A memo is often sufficient for amending HR policies that are administrative, operational, or enhancement-oriented, but its adequacy depends on context:
Scenarios Where a Memo Is Sufficient
- Minor or Neutral Amendments: Changes that do not affect substantive rights, such as updating dress code policies, office hours (without reducing pay), or procedural guidelines for leave applications. In SMC Employees Union v. Confesor (1996), the Court upheld management's right to implement such changes unilaterally.
- Enhancements or Additions: Introducing new benefits (e.g., additional training programs) or clarifying existing policies. A memo announcing these is typically enough, as it aligns with management's prerogative.
- Emergency or Compliance-Driven Changes: Amendments necessitated by law (e.g., adapting to new data privacy rules under Republic Act No. 10173) or urgent business needs (e.g., remote work policies during crises). Dissemination via memo ensures prompt implementation.
- Non-Unionized Workplaces: In the absence of a CBA, employers have broader latitude. A well-drafted memo, signed by authorized HR or management personnel, and dated, suffices if it clearly states the amendment, effective date, and rationale.

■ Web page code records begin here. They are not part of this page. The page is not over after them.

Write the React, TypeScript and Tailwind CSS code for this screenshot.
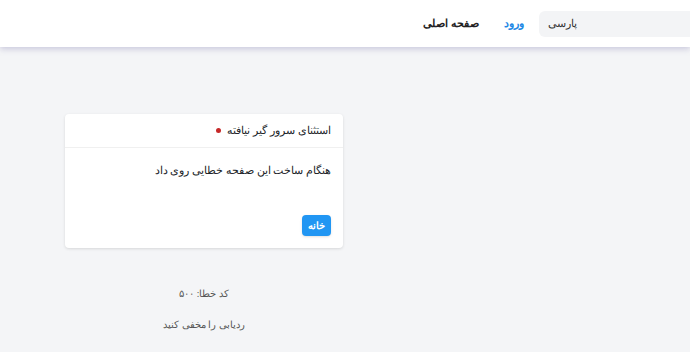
import React from 'react';

const App: React.FC = () => {
  return (
    <div dir="rtl" className="h-[352px] w-[690px] overflow-hidden bg-[#f4f5f7] font-['Noto_Sans',sans-serif] text-[#212529]">
      {/* Top bar */}
      <header className="relative z-10 flex h-[47px] items-center bg-white shadow-[0_2px_6px_rgba(120,115,170,0.35)]">
        <div className="flex h-[26px] w-[151px] items-center rounded-l-md bg-[#f3f4f6] pl-[9px] text-[11px] text-[#333]" dir="ltr">
          <span dir="rtl">پارسی</span>
        </div>
        <a className="mr-[15px] text-[10.5px] font-bold text-[#1e88e5]">ورود</a>
        <a className="mr-[25px] text-[10.5px] font-bold text-[#222]">صفحه اصلی</a>
      </header>

      {/* Error card */}
      <div dir="ltr" className="pl-[65px] pt-[67px]">
        <div className="w-[278px]">
          <div dir="rtl" className="rounded-[4px] bg-white shadow-[0_1px_3px_rgba(0,0,0,0.12)]">
            <div className="flex h-[34px] items-center gap-[6px] border-b border-[#f0f0f0] px-3 text-[11px]">
              <span>استثنای سرور گیر نیافته</span>
              <span className="h-[5px] w-[5px] rounded-full bg-[#c62828]" />
            </div>
            <div className="px-3 pb-3 pt-[13px]">
              <p className="text-[10.5px] leading-[18px]">هنگام ساخت این صفحه خطایی روی داد</p>
              <button className="mt-[36px] h-[21px] w-[29px] rounded-[4px] bg-[#2196f3] text-[10px] font-bold text-white shadow-sm">
                خانه
              </button>
            </div>
          </div>
          <div dir="rtl" className="mt-[39px] flex flex-col items-center gap-[17px] text-[9.5px] text-[#555]">
            <span>کد خطا: ۵۰۰</span>
            <span>ردیابی را مخفی کنید</span>
          </div>
        </div>
      </div>
    </div>
  );
};

export default App;
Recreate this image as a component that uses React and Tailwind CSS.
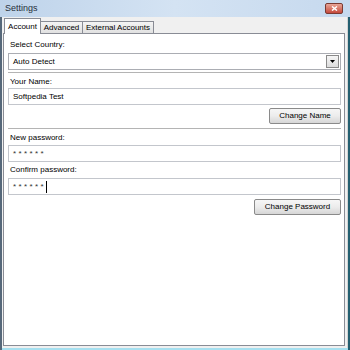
import React from "react"

const font = { fontFamily: "'Liberation Sans', Arial, sans-serif" }

function Field({ children, cursor }) {
  return (
    <div className="h-[17px] border border-[#c3c6cc] bg-white flex items-center pl-[4px] text-black">
      {children}
      {cursor && <span className="w-px h-[12px] bg-black" />}
    </div>
  )
}

function Stars() {
  return <span className="text-[8px] tracking-[2.4px] text-[#333]">******</span>
}

function Button({ children, width }) {
  return (
    <div
      className={`${width} h-[16px] border border-[#8a8a8a] rounded-[2px] bg-gradient-to-b from-[#f6f6f6] via-[#ececec] to-[#d6d6d6] flex items-center justify-center text-black`}
    >
      {children}
    </div>
  )
}

function Separator() {
  return <div className="h-[2px] border-t border-t-[#b4b4b4] border-b border-b-white" />
}

export default function App() {
  return (
    <div className="w-[350px] h-[350px] flex flex-col bg-[#1d5f73] overflow-hidden" style={font}>
      {/* title bar */}
      <div className="h-[17px] shrink-0 flex items-center justify-between bg-gradient-to-r from-[#bed3ea] via-[#d4e3f3] to-[#c6d9ee] pl-[5px] pr-[7px]">
        <span className="text-[9px] text-[#26303a] leading-none">Settings</span>
        <div className="w-[18px] h-[11px] rounded-[2px] border border-[#7a3a32] bg-gradient-to-b from-[#e7a598] to-[#c4473a] flex items-center justify-center">
          <svg width="7" height="5" viewBox="0 0 7 5">
            <path d="M1 0.5 L6 4.5 M6 0.5 L1 4.5" stroke="white" strokeWidth="1.5" />
          </svg>
        </div>
      </div>
      {/* body */}
      <div className="flex-1 flex flex-col border-l-[2px] border-l-[#56687a] border-r-[2px] border-r-[#245f70]">
        <div className="flex-1 flex flex-col bg-[#f0f0f0] pl-px pr-[2px] pb-[2px] border-r border-r-[#d4d4d4]">
          {/* tabs */}
          <div className="h-[16px] shrink-0 flex items-end pl-px text-[8px] text-black">
            <div className="h-[16px] w-[37px] border border-b-0 border-[#898c95] bg-white flex items-center justify-center relative z-10 -mb-px">
              Account
            </div>
            <div className="h-[12px] w-[42px] border border-b-0 border-l-0 border-[#898c95] bg-gradient-to-b from-[#f4f4f4] to-[#e1e1e1] flex items-center justify-center">
              Advanced
            </div>
            <div className="h-[12px] w-[71px] border border-b-0 border-l-0 border-[#898c95] bg-gradient-to-b from-[#f4f4f4] to-[#e1e1e1] flex items-center justify-center">
              External Accounts
            </div>
          </div>
          {/* panel */}
          <div className="flex-1 border border-[#898c95] bg-white pl-[4px] pr-[3px] pt-[6px] flex flex-col text-[8px] text-black">
            <div className="h-[10px] leading-[10px] pl-[2px]">Select Country:</div>
            <div className="mt-[3px] h-[17px] border border-[#abadb3] bg-white flex items-center justify-between pl-[4px] pr-px">
              <span>Auto Detect</span>
              <div className="w-[13px] h-[13px] border border-[#8a8a8a] bg-gradient-to-b from-[#f6f6f6] to-[#dcdcdc] flex items-center justify-center">
                <svg width="5" height="3" viewBox="0 0 5 3">
                  <path d="M0 0 H5 L2.5 3 Z" fill="black" />
                </svg>
              </div>
            </div>
            <div className="mt-[2px]">
              <Separator />
            </div>
            <div className="mt-[3px] h-[10px] leading-[10px] pl-[2px]">Your Name:</div>
            <div className="mt-px">
              <Field>Softpedia Test</Field>
            </div>
            <div className="mt-[3px] flex justify-end">
              <Button width="w-[72px]">Change Name</Button>
            </div>
            <div className="mt-[4px]">
              <Separator />
            </div>
            <div className="mt-[3px] h-[10px] leading-[10px] pl-[2px]">New password:</div>
            <div className="mt-[2px]">
              <Field>
                <Stars />
              </Field>
            </div>
            <div className="mt-[3px] h-[10px] leading-[10px] pl-[2px]">Confirm password:</div>
            <div className="mt-[3px]">
              <Field cursor>
                <Stars />
              </Field>
            </div>
            <div className="mt-[4px] flex justify-end">
              <Button width="w-[87px]">Change Password</Button>
            </div>
          </div>
        </div>
        <div className="h-[2px] shrink-0 bg-[#a6e0f0]" />
      </div>
    </div>
  )
}
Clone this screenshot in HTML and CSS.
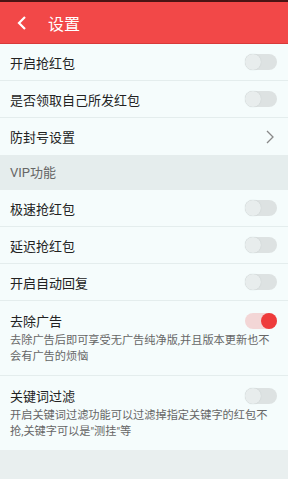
FILE: index.html
```html
<!DOCTYPE html>
<html lang="zh">
	<head>
		<meta charset="UTF-8">
		<title>设置</title>
		<link rel="stylesheet" href="styles.css">
	</head>
	<body>
		<header class="title-bar">
			<span class="back">
				<svg width="10" height="14" viewBox="0 0 10 14"><path d="M8 1 L2 7 L8 13" fill="none" stroke="#fff" stroke-width="2.2"/></svg>
			</span>
			<span class="title">设置</span>
		</header>
		<div class="group">
			<div class="row">
				<span class="label">开启抢红包</span>
				<span class="switch"></span>
			</div>
			<div class="row">
				<span class="label">是否领取自己所发红包</span>
				<span class="switch"></span>
			</div>
			<div class="row">
				<span class="label">防封号设置</span>
				<svg class="arrow" width="8" height="14" viewBox="0 0 8 14"><path d="M1 1 L7 7 L1 13" fill="none" stroke="#888" stroke-width="1.3"/></svg>
			</div>
		</div>
		<div class="section-title">VIP功能</div>
		<div class="group">
			<div class="row">
				<span class="label">极速抢红包</span>
				<span class="switch"></span>
			</div>
			<div class="row">
				<span class="label">延迟抢红包</span>
				<span class="switch"></span>
			</div>
			<div class="row">
				<span class="label">开启自动回复</span>
				<span class="switch"></span>
			</div>
			<div class="row row-tall">
				<div class="row-head">
					<span class="label">去除广告</span>
					<span class="switch on"></span>
				</div>
				<div class="desc">去除广告后即可享受无广告纯净版,并且版本更新也不会有广告的烦恼</div>
			</div>
			<div class="row row-tall">
				<div class="row-head">
					<span class="label">关键词过滤</span>
					<span class="switch"></span>
				</div>
				<div class="desc">开启关键词过滤功能可以过滤掉指定关键字的红包不抢,关键字可以是"测挂"等</div>
			</div>
		</div>
	</body>
</html>
```

FILE: styles.css
```css
*, *::before, *::after {
	box-sizing: border-box;
}

html, body {
	margin: 0;
	padding: 0;
	height: 100%;
}

body {
	background: #e9efef;
	color: #222;
	font-family: Roboto, "Noto Sans CJK SC", sans-serif;
	font-size: 13px;
}

.title-bar {
	display: flex;
	align-items: center;
	height: 44px;
	background: #f24848;
	border-top: 2px solid #4a1414;
	border-bottom: 1px solid #d83a3a;
	color: #fff;
}

.back {
	display: flex;
	width: 48px;
	padding-left: 17px;
}

.title {
	font-size: 16px;
}

.group {
	background: #f5fcfc;
}

.row {
	display: flex;
	align-items: center;
	justify-content: space-between;
	height: 37px;
	padding: 0 11px 0 10px;
	border-bottom: 1px solid #e4eded;
}

.row:last-child {
	border-bottom: 0;
}

.row-tall {
	display: block;
	height: auto;
	padding-top: 10px;
	padding-bottom: 10px;
}

.row-head {
	display: flex;
	align-items: center;
	justify-content: space-between;
}

.desc {
	margin-top: 3px;
	padding-right: 6px;
	font-size: 11.2px;
	line-height: 16px;
	color: #666;
}

.arrow {
	margin-right: 3px;
}

.section-title {
	height: 35px;
	line-height: 35px;
	padding-left: 10px;
	color: #666;
	background: #e5eded;
}

.switch {
	position: relative;
	display: block;
	width: 32px;
	height: 16px;
	border-radius: 8px;
	background: #dde2e2;
}

.switch::after {
	content: "";
	position: absolute;
	left: 0;
	top: 0;
	width: 16px;
	height: 16px;
	border-radius: 50%;
	background: #e8eded;
	box-shadow: 0 0 1px #b8c0c0;
}

.switch.on {
	background: #f3d6d6;
}

.switch.on::after {
	left: auto;
	right: 0;
	background: #ee3b3b;
	box-shadow: none;
}
```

Scenarios Where a Memo Is Insufficient
- Diminution of Benefits: As per Article 100, changes reducing accrued benefits require employee consent, often via individual agreements or referenda. A memo alone could be challenged as a violation.
- Substantive Changes Affecting Security of Tenure: Amendments to policies on probation, regularization, or termination procedures must comply with Articles 280-282. In Abbott Laboratories v. NLRC (1987), unilateral changes were struck down for lacking due process.
- Unionized Settings: Requires CBA negotiation; a memo might only serve as a proposal starter.
- Discriminatory or Arbitrary Amendments: If the change disproportionately affects certain groups (e.g., based on age or gender), it violates equal protection under the Constitution and Labor Code, rendering the memo invalid.
- Lack of Proper Dissemination: If employees can prove they were not informed (e.g., via affidavit), the amendment may not bind them, as in Mitsubishi Motors v. Chrysler Philippines Labor Union (2004).
Requirements for an Effective Employee Memo
To maximize sufficiency and minimize legal risks, memos should include:
- Clear Language: State the old policy, the amendment, and the new version verbatim.
- Rationale: Explain the reason (e.g., "to improve efficiency" or "in compliance with new laws").
- Effective Date: Provide reasonable notice (e.g., 30 days) to allow adjustment.
- Acknowledgment Mechanism: Include a tear-off slip or digital acknowledgment for employees to sign, confirming receipt and understanding.
- Distribution Proof: Maintain records of dissemination (e.g., email logs or posting dates).
- Compliance Statement: Affirm that the amendment adheres to labor laws.
Jurisprudence and Case Studies
Philippine courts have addressed memo sufficiency in various rulings:
- Positive Affirmation: In Duncan Association of Detailman-PTGWO v. Glaxo Wellcome Philippines (2004), the Court upheld a memo amending a non-compete clause as valid under management prerogative.
- Limitations: Serrano v. NLRC (2000) invalidated a policy change via memo that effectively terminated employment without due process, emphasizing the need for hearings in substantive shifts.
- Non-Diminution: Arco Metal Products Co. v. Samahan ng Manggagawa (2008) ruled against a memo reducing meal allowances, requiring restoration of benefits.
- Due Process: King of Kings Transport v. Mamac (2007) stressed that memos must be part of a broader communication strategy, including orientations if complex.
Best Practices and Risk Mitigation
- Consult Legal Counsel: Before issuing a memo, review for compliance with labor laws.
- Employee Consultation: Even if not required, involving employees or representatives builds buy-in and reduces disputes.
- Documentation: Archive memos and acknowledgments for defense in DOLE or NLRC proceedings.
- Training: Conduct sessions post-memo to explain changes.
- Alternative Methods: For major amendments, consider town halls, revised handbooks, or addenda to employment contracts.
- Monitoring: Track implementation and address feedback to avoid constructive dismissal claims.
Potential Consequences of Insufficient Amendments
Failure to ensure memo sufficiency can lead to:
- Illegal dismissal complaints (Article 279).
- Backwages and damages awards.
- DOLE penalties for violations (e.g., under DO No. 147-15 on just and authorized causes).
- Union grievances or strikes.
Conclusion
In the Philippine context, an employee memo can be sufficient for amending HR policies, particularly those within management's prerogative and not diminishing benefits. However, its adequacy is not absolute—it must align with labor laws, ensure due process, and consider workplace dynamics. Employers should view memos as tools for transparent communication rather than unilateral decrees. By adhering to legal principles and best practices, businesses can amend policies effectively while fostering a compliant and harmonious work environment. For specific cases, consulting a labor lawyer or DOLE is advisable to tailor approaches to unique circumstances.